▶ _The exercise_
Look for "page" in the listing below. Gather each line that contains it.

▶ _Raw data_

(begin)

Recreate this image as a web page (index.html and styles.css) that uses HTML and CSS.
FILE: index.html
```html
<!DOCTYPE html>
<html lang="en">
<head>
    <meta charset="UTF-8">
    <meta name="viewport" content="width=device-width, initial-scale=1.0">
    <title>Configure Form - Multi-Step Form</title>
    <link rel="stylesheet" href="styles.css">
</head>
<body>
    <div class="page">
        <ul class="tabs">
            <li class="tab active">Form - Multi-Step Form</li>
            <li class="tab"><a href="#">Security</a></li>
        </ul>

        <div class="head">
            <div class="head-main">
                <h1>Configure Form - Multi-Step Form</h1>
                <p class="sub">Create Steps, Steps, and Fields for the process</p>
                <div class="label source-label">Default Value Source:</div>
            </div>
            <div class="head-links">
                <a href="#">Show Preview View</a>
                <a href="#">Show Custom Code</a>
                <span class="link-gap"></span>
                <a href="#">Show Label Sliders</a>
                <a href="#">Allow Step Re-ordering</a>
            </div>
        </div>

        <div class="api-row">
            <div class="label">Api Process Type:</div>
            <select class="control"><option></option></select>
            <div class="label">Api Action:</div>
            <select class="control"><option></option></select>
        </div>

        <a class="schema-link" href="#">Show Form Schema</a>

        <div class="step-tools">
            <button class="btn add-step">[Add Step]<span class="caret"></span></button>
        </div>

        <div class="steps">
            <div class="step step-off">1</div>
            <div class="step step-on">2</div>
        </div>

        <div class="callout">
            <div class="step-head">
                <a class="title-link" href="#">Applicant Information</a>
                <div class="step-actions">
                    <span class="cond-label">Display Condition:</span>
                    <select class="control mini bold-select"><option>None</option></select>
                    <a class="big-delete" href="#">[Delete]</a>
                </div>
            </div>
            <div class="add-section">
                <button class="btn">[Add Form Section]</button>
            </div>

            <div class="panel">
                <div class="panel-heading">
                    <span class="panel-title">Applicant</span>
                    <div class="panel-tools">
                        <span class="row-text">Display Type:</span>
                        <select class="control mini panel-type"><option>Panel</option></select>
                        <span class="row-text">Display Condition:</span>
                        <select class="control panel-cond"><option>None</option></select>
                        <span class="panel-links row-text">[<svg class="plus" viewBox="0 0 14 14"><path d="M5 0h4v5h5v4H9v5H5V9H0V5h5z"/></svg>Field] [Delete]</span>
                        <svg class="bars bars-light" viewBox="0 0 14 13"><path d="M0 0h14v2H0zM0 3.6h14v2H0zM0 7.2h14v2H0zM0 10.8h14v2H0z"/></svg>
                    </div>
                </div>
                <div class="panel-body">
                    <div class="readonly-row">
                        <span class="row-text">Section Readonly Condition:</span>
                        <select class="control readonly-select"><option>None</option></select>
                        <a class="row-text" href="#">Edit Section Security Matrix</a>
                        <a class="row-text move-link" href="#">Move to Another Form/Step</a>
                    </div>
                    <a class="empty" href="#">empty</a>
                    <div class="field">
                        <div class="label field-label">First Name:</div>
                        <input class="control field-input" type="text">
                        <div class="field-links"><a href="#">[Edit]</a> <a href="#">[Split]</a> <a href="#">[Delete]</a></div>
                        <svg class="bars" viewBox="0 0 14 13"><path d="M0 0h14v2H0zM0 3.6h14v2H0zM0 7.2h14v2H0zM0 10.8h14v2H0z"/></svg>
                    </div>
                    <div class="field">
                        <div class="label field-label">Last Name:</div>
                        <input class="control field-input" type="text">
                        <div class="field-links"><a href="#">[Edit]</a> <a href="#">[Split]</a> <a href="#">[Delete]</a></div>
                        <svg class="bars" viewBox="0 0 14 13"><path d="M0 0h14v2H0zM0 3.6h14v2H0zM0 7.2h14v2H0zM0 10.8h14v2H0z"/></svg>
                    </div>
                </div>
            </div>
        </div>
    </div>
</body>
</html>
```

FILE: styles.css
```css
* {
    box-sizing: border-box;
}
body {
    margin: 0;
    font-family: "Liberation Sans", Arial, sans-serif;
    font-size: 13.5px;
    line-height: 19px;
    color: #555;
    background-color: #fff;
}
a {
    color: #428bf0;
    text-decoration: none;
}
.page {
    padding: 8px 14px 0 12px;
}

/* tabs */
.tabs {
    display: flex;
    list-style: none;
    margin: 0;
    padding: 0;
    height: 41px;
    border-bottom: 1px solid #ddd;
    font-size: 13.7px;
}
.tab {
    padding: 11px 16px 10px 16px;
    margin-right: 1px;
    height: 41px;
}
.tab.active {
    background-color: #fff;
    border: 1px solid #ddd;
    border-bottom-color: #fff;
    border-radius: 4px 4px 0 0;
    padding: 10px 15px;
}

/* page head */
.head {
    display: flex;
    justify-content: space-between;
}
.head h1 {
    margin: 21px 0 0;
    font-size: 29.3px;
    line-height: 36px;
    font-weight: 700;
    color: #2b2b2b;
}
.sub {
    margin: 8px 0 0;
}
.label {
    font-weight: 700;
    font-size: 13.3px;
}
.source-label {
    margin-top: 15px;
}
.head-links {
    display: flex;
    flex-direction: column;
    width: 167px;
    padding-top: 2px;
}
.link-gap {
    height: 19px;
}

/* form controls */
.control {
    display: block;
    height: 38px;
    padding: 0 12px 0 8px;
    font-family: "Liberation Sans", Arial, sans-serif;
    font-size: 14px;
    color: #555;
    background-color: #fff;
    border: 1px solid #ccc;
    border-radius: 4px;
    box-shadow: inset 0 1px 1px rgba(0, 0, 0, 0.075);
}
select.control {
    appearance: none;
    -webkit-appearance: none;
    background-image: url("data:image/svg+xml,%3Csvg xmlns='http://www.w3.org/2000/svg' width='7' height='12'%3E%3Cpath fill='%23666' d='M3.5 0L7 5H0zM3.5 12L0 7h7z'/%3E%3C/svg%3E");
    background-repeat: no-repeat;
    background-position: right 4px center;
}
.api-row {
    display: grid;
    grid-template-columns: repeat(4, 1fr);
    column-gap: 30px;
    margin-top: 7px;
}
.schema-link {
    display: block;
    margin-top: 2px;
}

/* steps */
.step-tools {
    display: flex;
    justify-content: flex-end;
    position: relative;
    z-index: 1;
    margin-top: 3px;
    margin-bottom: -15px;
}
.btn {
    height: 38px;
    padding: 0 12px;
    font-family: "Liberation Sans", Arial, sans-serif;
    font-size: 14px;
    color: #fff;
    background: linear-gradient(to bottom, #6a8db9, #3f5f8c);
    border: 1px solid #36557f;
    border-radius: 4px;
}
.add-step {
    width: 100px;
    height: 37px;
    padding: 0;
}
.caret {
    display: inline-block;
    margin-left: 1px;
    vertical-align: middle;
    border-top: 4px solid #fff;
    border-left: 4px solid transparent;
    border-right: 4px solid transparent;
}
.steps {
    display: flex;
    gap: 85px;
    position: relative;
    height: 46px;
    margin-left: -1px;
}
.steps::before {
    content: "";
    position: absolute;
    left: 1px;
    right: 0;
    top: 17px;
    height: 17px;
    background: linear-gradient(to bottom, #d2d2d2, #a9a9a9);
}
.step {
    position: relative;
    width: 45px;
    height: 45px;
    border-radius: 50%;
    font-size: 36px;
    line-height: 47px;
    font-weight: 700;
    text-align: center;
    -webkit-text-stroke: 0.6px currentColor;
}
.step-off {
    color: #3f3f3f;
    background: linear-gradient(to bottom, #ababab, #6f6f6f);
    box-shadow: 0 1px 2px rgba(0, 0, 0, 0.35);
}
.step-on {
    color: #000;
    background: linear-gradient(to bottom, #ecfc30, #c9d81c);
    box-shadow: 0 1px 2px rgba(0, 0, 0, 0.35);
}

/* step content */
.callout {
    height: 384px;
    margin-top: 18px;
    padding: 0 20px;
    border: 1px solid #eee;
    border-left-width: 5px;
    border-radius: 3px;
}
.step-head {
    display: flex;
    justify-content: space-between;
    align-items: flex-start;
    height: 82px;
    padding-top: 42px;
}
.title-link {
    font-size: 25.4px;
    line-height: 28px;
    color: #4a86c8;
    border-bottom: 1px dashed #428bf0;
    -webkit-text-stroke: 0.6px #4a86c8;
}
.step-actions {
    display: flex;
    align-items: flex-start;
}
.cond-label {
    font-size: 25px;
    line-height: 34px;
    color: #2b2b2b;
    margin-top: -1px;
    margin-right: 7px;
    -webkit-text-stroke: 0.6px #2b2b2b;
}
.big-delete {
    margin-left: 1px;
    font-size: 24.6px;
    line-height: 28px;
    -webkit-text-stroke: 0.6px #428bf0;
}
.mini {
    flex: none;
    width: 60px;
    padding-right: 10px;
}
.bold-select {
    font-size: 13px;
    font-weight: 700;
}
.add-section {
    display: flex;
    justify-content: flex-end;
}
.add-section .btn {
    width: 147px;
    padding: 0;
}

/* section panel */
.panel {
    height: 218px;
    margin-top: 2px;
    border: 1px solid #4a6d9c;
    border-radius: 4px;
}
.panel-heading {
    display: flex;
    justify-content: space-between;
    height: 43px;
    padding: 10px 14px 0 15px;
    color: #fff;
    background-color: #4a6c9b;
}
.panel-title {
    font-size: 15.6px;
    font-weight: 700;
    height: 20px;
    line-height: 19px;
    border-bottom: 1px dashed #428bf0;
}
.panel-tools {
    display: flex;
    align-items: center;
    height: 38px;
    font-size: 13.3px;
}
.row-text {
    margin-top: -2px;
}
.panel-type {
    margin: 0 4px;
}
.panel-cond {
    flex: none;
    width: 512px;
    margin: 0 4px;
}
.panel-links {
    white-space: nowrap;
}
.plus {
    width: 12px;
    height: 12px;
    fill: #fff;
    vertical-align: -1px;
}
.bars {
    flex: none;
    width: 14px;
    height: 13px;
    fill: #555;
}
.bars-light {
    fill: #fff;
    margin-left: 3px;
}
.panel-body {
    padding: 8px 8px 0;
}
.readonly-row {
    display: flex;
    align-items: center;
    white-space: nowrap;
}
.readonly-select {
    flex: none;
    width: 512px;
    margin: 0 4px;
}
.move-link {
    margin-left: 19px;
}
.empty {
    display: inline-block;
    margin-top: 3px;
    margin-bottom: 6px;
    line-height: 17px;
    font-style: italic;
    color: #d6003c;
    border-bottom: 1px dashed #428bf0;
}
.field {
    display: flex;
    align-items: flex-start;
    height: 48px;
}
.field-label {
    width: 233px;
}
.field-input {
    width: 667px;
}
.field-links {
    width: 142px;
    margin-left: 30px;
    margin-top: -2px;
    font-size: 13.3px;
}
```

(end)

▶ _Solution for this problem_
Recreate this image as a web page (index.html and styles.css) that uses HTML and CSS.
    <div class="page">
.page {
/* page head */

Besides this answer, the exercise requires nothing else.